* **WHAT YOU ARE ASKED TO DO**
Write the listing below out again exactly, dropping the images.

* **INFORMATION SHOWN**
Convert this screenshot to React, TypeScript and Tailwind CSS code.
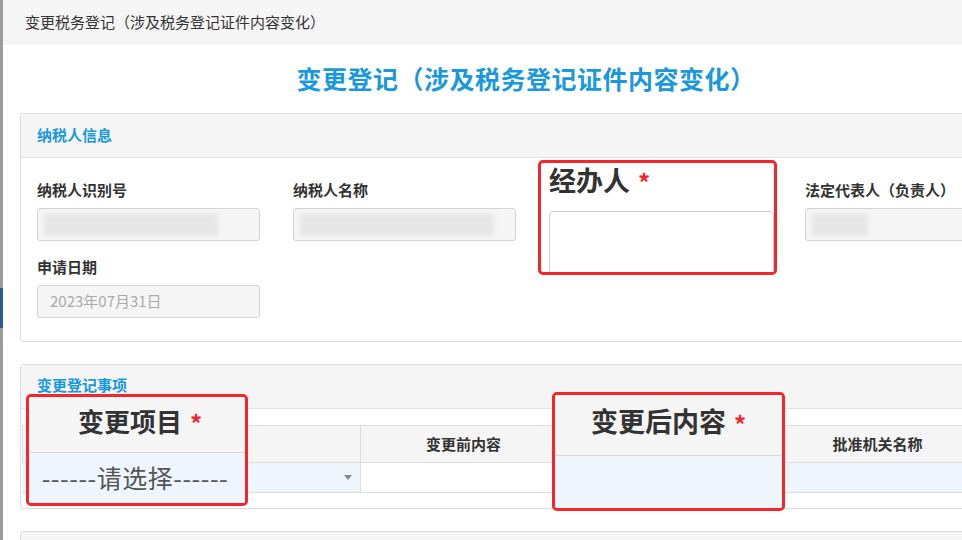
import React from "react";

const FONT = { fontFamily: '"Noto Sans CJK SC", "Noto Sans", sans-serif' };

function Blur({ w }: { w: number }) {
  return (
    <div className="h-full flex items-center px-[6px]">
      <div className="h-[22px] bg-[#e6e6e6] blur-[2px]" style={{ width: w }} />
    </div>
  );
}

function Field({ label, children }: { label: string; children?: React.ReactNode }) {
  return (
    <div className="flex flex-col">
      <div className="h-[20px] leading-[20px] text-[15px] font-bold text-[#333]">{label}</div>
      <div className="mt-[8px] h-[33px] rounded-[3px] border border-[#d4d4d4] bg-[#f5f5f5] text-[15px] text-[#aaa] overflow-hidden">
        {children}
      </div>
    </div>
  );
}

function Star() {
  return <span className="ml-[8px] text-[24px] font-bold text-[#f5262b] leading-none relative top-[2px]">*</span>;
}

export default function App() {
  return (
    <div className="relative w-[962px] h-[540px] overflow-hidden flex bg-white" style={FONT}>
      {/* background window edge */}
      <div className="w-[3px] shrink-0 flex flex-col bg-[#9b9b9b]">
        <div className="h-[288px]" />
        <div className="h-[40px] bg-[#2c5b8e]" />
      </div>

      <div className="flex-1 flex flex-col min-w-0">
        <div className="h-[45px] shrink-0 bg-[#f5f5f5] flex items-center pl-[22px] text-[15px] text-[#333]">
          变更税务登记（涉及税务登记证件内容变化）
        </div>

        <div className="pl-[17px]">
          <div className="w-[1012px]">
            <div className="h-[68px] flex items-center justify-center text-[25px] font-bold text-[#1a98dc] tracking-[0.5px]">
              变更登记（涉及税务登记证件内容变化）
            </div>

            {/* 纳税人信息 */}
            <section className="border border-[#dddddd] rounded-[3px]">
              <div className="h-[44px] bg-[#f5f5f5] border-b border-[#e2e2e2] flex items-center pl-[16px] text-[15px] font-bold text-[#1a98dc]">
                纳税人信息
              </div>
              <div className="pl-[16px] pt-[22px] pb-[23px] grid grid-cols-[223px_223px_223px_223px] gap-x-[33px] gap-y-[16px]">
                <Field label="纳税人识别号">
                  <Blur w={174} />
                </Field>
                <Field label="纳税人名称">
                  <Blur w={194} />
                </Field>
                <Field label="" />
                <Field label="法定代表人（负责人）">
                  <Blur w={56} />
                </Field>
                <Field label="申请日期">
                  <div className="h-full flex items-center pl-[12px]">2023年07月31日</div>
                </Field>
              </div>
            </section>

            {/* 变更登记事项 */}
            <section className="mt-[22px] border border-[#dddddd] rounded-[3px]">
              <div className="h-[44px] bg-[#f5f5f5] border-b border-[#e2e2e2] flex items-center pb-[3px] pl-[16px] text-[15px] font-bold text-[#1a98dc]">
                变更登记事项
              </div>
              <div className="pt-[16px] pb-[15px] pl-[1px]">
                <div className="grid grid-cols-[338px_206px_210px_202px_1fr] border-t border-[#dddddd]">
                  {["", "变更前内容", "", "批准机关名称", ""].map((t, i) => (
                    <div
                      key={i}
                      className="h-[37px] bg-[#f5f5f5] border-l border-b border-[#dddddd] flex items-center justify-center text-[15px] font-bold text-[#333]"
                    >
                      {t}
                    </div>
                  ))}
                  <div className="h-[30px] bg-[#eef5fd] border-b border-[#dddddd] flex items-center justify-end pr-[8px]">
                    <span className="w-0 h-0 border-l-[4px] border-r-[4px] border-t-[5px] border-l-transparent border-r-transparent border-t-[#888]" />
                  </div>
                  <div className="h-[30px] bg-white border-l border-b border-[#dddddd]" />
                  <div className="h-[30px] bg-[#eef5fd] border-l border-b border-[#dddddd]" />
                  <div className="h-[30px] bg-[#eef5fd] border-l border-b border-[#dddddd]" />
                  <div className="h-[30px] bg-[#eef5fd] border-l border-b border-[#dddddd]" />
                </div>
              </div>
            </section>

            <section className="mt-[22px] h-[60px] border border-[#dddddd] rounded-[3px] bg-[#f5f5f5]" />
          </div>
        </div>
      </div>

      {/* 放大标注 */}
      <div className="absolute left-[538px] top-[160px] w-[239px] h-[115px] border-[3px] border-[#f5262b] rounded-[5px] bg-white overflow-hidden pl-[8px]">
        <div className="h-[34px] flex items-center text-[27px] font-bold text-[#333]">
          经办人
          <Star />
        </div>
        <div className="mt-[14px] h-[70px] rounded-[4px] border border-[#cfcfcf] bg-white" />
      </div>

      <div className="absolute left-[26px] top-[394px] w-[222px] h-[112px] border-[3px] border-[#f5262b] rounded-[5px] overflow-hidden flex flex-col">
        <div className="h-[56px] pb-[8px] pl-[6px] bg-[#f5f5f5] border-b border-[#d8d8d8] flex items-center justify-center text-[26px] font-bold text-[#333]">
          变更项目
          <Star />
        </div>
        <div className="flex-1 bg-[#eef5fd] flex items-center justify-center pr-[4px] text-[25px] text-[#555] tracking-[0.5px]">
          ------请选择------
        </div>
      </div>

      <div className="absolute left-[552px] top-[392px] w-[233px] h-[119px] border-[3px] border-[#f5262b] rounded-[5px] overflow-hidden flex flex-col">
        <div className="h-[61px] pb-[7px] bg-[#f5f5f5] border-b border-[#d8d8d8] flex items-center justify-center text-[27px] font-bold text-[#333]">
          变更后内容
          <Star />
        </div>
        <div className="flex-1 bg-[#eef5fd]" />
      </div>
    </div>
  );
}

* **COMPLETE ANSWER**
Convert this screenshot to React, TypeScript and Tailwind CSS code.
import React from "react";

const FONT = { fontFamily: '"Noto Sans CJK SC", "Noto Sans", sans-serif' };

function Blur({ w }: { w: number }) {
  return (
    <div className="h-full flex items-center px-[6px]">
      <div className="h-[22px] bg-[#e6e6e6] blur-[2px]" style={{ width: w }} />
    </div>
  );
}

function Field({ label, children }: { label: string; children?: React.ReactNode }) {
  return (
    <div className="flex flex-col">
      <div className="h-[20px] leading-[20px] text-[15px] font-bold text-[#333]">{label}</div>
      <div className="mt-[8px] h-[33px] rounded-[3px] border border-[#d4d4d4] bg-[#f5f5f5] text-[15px] text-[#aaa] overflow-hidden">
        {children}
      </div>
    </div>
  );
}

function Star() {
  return <span className="ml-[8px] text-[24px] font-bold text-[#f5262b] leading-none relative top-[2px]">*</span>;
}

export default function App() {
  return (
    <div className="relative w-[962px] h-[540px] overflow-hidden flex bg-white" style={FONT}>
      {/* background window edge */}
      <div className="w-[3px] shrink-0 flex flex-col bg-[#9b9b9b]">
        <div className="h-[288px]" />
        <div className="h-[40px] bg-[#2c5b8e]" />
      </div>

      <div className="flex-1 flex flex-col min-w-0">
        <div className="h-[45px] shrink-0 bg-[#f5f5f5] flex items-center pl-[22px] text-[15px] text-[#333]">
          变更税务登记（涉及税务登记证件内容变化）
        </div>

        <div className="pl-[17px]">
          <div className="w-[1012px]">
            <div className="h-[68px] flex items-center justify-center text-[25px] font-bold text-[#1a98dc] tracking-[0.5px]">
              变更登记（涉及税务登记证件内容变化）
            </div>

            {/* 纳税人信息 */}
            <section className="border border-[#dddddd] rounded-[3px]">
              <div className="h-[44px] bg-[#f5f5f5] border-b border-[#e2e2e2] flex items-center pl-[16px] text-[15px] font-bold text-[#1a98dc]">
                纳税人信息
              </div>
              <div className="pl-[16px] pt-[22px] pb-[23px] grid grid-cols-[223px_223px_223px_223px] gap-x-[33px] gap-y-[16px]">
                <Field label="纳税人识别号">
                  <Blur w={174} />
                </Field>
                <Field label="纳税人名称">
                  <Blur w={194} />
                </Field>
                <Field label="" />
                <Field label="法定代表人（负责人）">
                  <Blur w={56} />
                </Field>
                <Field label="申请日期">
                  <div className="h-full flex items-center pl-[12px]">2023年07月31日</div>
                </Field>
              </div>
            </section>

            {/* 变更登记事项 */}
            <section className="mt-[22px] border border-[#dddddd] rounded-[3px]">
              <div className="h-[44px] bg-[#f5f5f5] border-b border-[#e2e2e2] flex items-center pb-[3px] pl-[16px] text-[15px] font-bold text-[#1a98dc]">
                变更登记事项
              </div>
              <div className="pt-[16px] pb-[15px] pl-[1px]">
                <div className="grid grid-cols-[338px_206px_210px_202px_1fr] border-t border-[#dddddd]">
                  {["", "变更前内容", "", "批准机关名称", ""].map((t, i) => (
                    <div
                      key={i}
                      className="h-[37px] bg-[#f5f5f5] border-l border-b border-[#dddddd] flex items-center justify-center text-[15px] font-bold text-[#333]"
                    >
                      {t}
                    </div>
                  ))}
                  <div className="h-[30px] bg-[#eef5fd] border-b border-[#dddddd] flex items-center justify-end pr-[8px]">
                    <span className="w-0 h-0 border-l-[4px] border-r-[4px] border-t-[5px] border-l-transparent border-r-transparent border-t-[#888]" />
                  </div>
                  <div className="h-[30px] bg-white border-l border-b border-[#dddddd]" />
                  <div className="h-[30px] bg-[#eef5fd] border-l border-b border-[#dddddd]" />
                  <div className="h-[30px] bg-[#eef5fd] border-l border-b border-[#dddddd]" />
                  <div className="h-[30px] bg-[#eef5fd] border-l border-b border-[#dddddd]" />
                </div>
              </div>
            </section>

            <section className="mt-[22px] h-[60px] border border-[#dddddd] rounded-[3px] bg-[#f5f5f5]" />
          </div>
        </div>
      </div>

      {/* 放大标注 */}
      <div className="absolute left-[538px] top-[160px] w-[239px] h-[115px] border-[3px] border-[#f5262b] rounded-[5px] bg-white overflow-hidden pl-[8px]">
        <div className="h-[34px] flex items-center text-[27px] font-bold text-[#333]">
          经办人
          <Star />
        </div>
        <div className="mt-[14px] h-[70px] rounded-[4px] border border-[#cfcfcf] bg-white" />
      </div>

      <div className="absolute left-[26px] top-[394px] w-[222px] h-[112px] border-[3px] border-[#f5262b] rounded-[5px] overflow-hidden flex flex-col">
        <div className="h-[56px] pb-[8px] pl-[6px] bg-[#f5f5f5] border-b border-[#d8d8d8] flex items-center justify-center text-[26px] font-bold text-[#333]">
          变更项目
          <Star />
        </div>
        <div className="flex-1 bg-[#eef5fd] flex items-center justify-center pr-[4px] text-[25px] text-[#555] tracking-[0.5px]">
          ------请选择------
        </div>
      </div>

      <div className="absolute left-[552px] top-[392px] w-[233px] h-[119px] border-[3px] border-[#f5262b] rounded-[5px] overflow-hidden flex flex-col">
        <div className="h-[61px] pb-[7px] bg-[#f5f5f5] border-b border-[#d8d8d8] flex items-center justify-center text-[27px] font-bold text-[#333]">
          变更后内容
          <Star />
        </div>
        <div className="flex-1 bg-[#eef5fd]" />
      </div>
    </div>
  );
}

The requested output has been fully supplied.